§ WRITTEN REQUEST:
Write the data out again, character for character, with no images.

§ SOURCE MATERIAL:
--------------------------------

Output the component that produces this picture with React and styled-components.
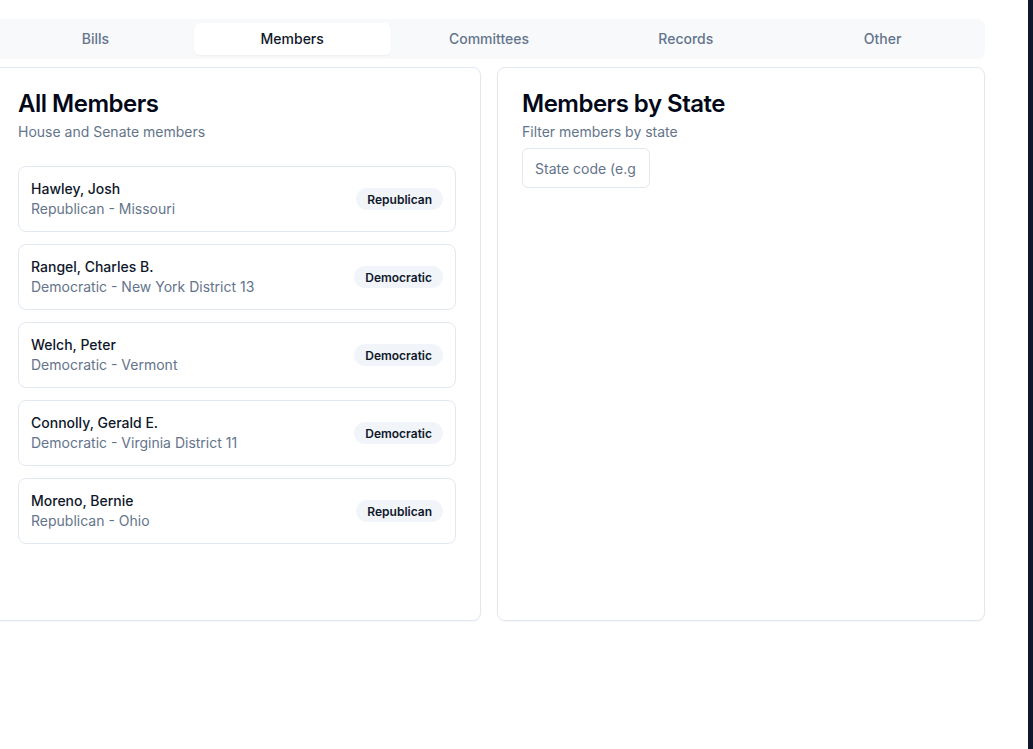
import React, { useState } from "react";
import styled, { createGlobalStyle } from "styled-components";

const members = [
  { name: "Hawley, Josh", party: "Republican", place: "Missouri" },
  { name: "Rangel, Charles B.", party: "Democratic", place: "New York District 13" },
  { name: "Welch, Peter", party: "Democratic", place: "Vermont" },
  { name: "Connolly, Gerald E.", party: "Democratic", place: "Virginia District 11" },
  { name: "Moreno, Bernie", party: "Republican", place: "Ohio" },
];

const tabs = ["Bills", "Members", "Committees", "Records", "Other"];

const App = () => {
  const [active, setActive] = useState("Members");
  const [state, setState] = useState("");

  return (
    <Page>
      <GlobalStyle />
      <Main>
        <Content>
          <TabList>
            {tabs.map((t) => (
              <Tab key={t} active={t === active} onClick={() => setActive(t)}>
                {t}
              </Tab>
            ))}
          </TabList>
          <Grid>
            <Card>
              <Header>
                <Title>All Members</Title>
                <Description>House and Senate members</Description>
              </Header>
              <List>
                {members.map((m) => (
                  <Item key={m.name}>
                    <div>
                      <Name>{m.name}</Name>
                      <Sub>
                        {m.party} - {m.place}
                      </Sub>
                    </div>
                    <Badge>{m.party}</Badge>
                  </Item>
                ))}
              </List>
            </Card>
            <Card>
              <Header>
                <Title>Members by State</Title>
                <Description>Filter members by state</Description>
                <Input
                  placeholder="State code (e.g., CA)"
                  value={state}
                  onChange={(e) => setState(e.target.value)}
                />
              </Header>
            </Card>
          </Grid>
        </Content>
      </Main>
      <Edge />
    </Page>
  );
};

export default App;

const GlobalStyle = createGlobalStyle`
  * { box-sizing: border-box; }
  body {
    margin: 0;
    background: #ffffff;
    font-family: Inter, "Noto Sans", sans-serif;
    color: #020817;
    overflow: hidden;
  }
`;

const Page = styled.div`
  display: flex;
  min-height: 100vh;
  width: 1033px;
`;

const Main = styled.div`
  flex: 1;
  padding-top: 19px;
  overflow: hidden;
`;

const Edge = styled.div`
  width: 5px;
  background: #0f172a;
`;

const Content = styled.div`
  width: 992px;
  margin-left: -7px;
  display: flex;
  flex-direction: column;
  gap: 8px;
`;

const TabList = styled.div`
  display: grid;
  grid-template-columns: repeat(5, 1fr);
  height: 40px;
  padding: 4px;
  background: #f7f9fb;
  border-radius: 8px;
`;

const Tab = styled.button`
  border: none;
  border-radius: 6px;
  padding: 0 0 2px;
  font-family: inherit;
  font-size: 14px;
  font-weight: 500;
  cursor: pointer;
  background: ${(p) => (p.active ? "#ffffff" : "transparent")};
  color: ${(p) => (p.active ? "#0f172a" : "#64748b")};
  box-shadow: ${(p) => (p.active ? "0 1px 2px rgba(0,0,0,0.05)" : "none")};
`;

const Grid = styled.div`
  display: grid;
  grid-template-columns: 1fr 1fr;
  gap: 16px;
`;

const Card = styled.div`
  border: 1px solid #e2e8f0;
  border-radius: 8px;
  background: #ffffff;
  box-shadow: 0 1px 2px rgba(0, 0, 0, 0.04);
`;

const Header = styled.div`
  display: flex;
  flex-direction: column;
  align-items: flex-start;
  gap: 6px;
  padding: 24px;
`;

const Title = styled.h3`
  margin: 0;
  font-size: 24px;
  line-height: 24px;
  font-weight: 600;
  letter-spacing: -0.5px;
  color: #020817;
`;

const Description = styled.p`
  margin: 0;
  font-size: 14px;
  line-height: 20px;
  color: #64748b;
`;

const Input = styled.input`
  width: 128px;
  height: 40px;
  padding: 0 12px;
  border: 1px solid #e2e8f0;
  border-radius: 6px;
  font-family: inherit;
  font-size: 14px;
  color: #0f172a;
  outline: none;
  &::placeholder {
    color: #64748b;
  }
`;

const List = styled.div`
  display: flex;
  flex-direction: column;
  gap: 12px;
  padding: 0 24px;
  height: 454px;
`;

const Item = styled.div`
  display: flex;
  align-items: center;
  justify-content: space-between;
  padding: 12px;
  border: 1px solid #e2e8f0;
  border-radius: 8px;
`;

const Name = styled.div`
  font-size: 14px;
  line-height: 20px;
  font-weight: 500;
  color: #0f172a;
`;

const Sub = styled.div`
  font-size: 14px;
  line-height: 20px;
  color: #64748b;
`;

const Badge = styled.span`
  display: inline-flex;
  align-items: center;
  height: 22px;
  padding: 0 11px;
  border-radius: 999px;
  background: #f1f5f9;
  color: #0f172a;
  font-size: 12px;
  font-weight: 600;
`;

--------------------------------

§ OUTPUT FOR THIS TASK:
Output the component that produces this picture with React and styled-components.
import React, { useState } from "react";
import styled, { createGlobalStyle } from "styled-components";

const members = [
  { name: "Hawley, Josh", party: "Republican", place: "Missouri" },
  { name: "Rangel, Charles B.", party: "Democratic", place: "New York District 13" },
  { name: "Welch, Peter", party: "Democratic", place: "Vermont" },
  { name: "Connolly, Gerald E.", party: "Democratic", place: "Virginia District 11" },
  { name: "Moreno, Bernie", party: "Republican", place: "Ohio" },
];

const tabs = ["Bills", "Members", "Committees", "Records", "Other"];

const App = () => {
  const [active, setActive] = useState("Members");
  const [state, setState] = useState("");

  return (
    <Page>
      <GlobalStyle />
      <Main>
        <Content>
          <TabList>
            {tabs.map((t) => (
              <Tab key={t} active={t === active} onClick={() => setActive(t)}>
                {t}
              </Tab>
            ))}
          </TabList>
          <Grid>
            <Card>
              <Header>
                <Title>All Members</Title>
                <Description>House and Senate members</Description>
              </Header>
              <List>
                {members.map((m) => (
                  <Item key={m.name}>
                    <div>
                      <Name>{m.name}</Name>
                      <Sub>
                        {m.party} - {m.place}
                      </Sub>
                    </div>
                    <Badge>{m.party}</Badge>
                  </Item>
                ))}
              </List>
            </Card>
            <Card>
              <Header>
                <Title>Members by State</Title>
                <Description>Filter members by state</Description>
                <Input
                  placeholder="State code (e.g., CA)"
                  value={state}
                  onChange={(e) => setState(e.target.value)}
                />
              </Header>
            </Card>
          </Grid>
        </Content>
      </Main>
      <Edge />
    </Page>
  );
};

export default App;

const GlobalStyle = createGlobalStyle`
  * { box-sizing: border-box; }
  body {
    margin: 0;
    background: #ffffff;
    font-family: Inter, "Noto Sans", sans-serif;
    color: #020817;
    overflow: hidden;
  }
`;

const Page = styled.div`
  display: flex;
  min-height: 100vh;
  width: 1033px;
`;

const Main = styled.div`
  flex: 1;
  padding-top: 19px;
  overflow: hidden;
`;

const Edge = styled.div`
  width: 5px;
  background: #0f172a;
`;

const Content = styled.div`
  width: 992px;
  margin-left: -7px;
  display: flex;
  flex-direction: column;
  gap: 8px;
`;

const TabList = styled.div`
  display: grid;
  grid-template-columns: repeat(5, 1fr);
  height: 40px;
  padding: 4px;
  background: #f7f9fb;
  border-radius: 8px;
`;

const Tab = styled.button`
  border: none;
  border-radius: 6px;
  padding: 0 0 2px;
  font-family: inherit;
  font-size: 14px;
  font-weight: 500;
  cursor: pointer;
  background: ${(p) => (p.active ? "#ffffff" : "transparent")};
  color: ${(p) => (p.active ? "#0f172a" : "#64748b")};
  box-shadow: ${(p) => (p.active ? "0 1px 2px rgba(0,0,0,0.05)" : "none")};
`;

const Grid = styled.div`
  display: grid;
  grid-template-columns: 1fr 1fr;
  gap: 16px;
`;

const Card = styled.div`
  border: 1px solid #e2e8f0;
  border-radius: 8px;
  background: #ffffff;
  box-shadow: 0 1px 2px rgba(0, 0, 0, 0.04);
`;

const Header = styled.div`
  display: flex;
  flex-direction: column;
  align-items: flex-start;
  gap: 6px;
  padding: 24px;
`;

const Title = styled.h3`
  margin: 0;
  font-size: 24px;
  line-height: 24px;
  font-weight: 600;
  letter-spacing: -0.5px;
  color: #020817;
`;

const Description = styled.p`
  margin: 0;
  font-size: 14px;
  line-height: 20px;
  color: #64748b;
`;

const Input = styled.input`
  width: 128px;
  height: 40px;
  padding: 0 12px;
  border: 1px solid #e2e8f0;
  border-radius: 6px;
  font-family: inherit;
  font-size: 14px;
  color: #0f172a;
  outline: none;
  &::placeholder {
    color: #64748b;
  }
`;

const List = styled.div`
  display: flex;
  flex-direction: column;
  gap: 12px;
  padding: 0 24px;
  height: 454px;
`;

const Item = styled.div`
  display: flex;
  align-items: center;
  justify-content: space-between;
  padding: 12px;
  border: 1px solid #e2e8f0;
  border-radius: 8px;
`;

const Name = styled.div`
  font-size: 14px;
  line-height: 20px;
  font-weight: 500;
  color: #0f172a;
`;

const Sub = styled.div`
  font-size: 14px;
  line-height: 20px;
  color: #64748b;
`;

const Badge = styled.span`
  display: inline-flex;
  align-items: center;
  height: 22px;
  padding: 0 11px;
  border-radius: 999px;
  background: #f1f5f9;
  color: #0f172a;
  font-size: 12px;
  font-weight: 600;
`;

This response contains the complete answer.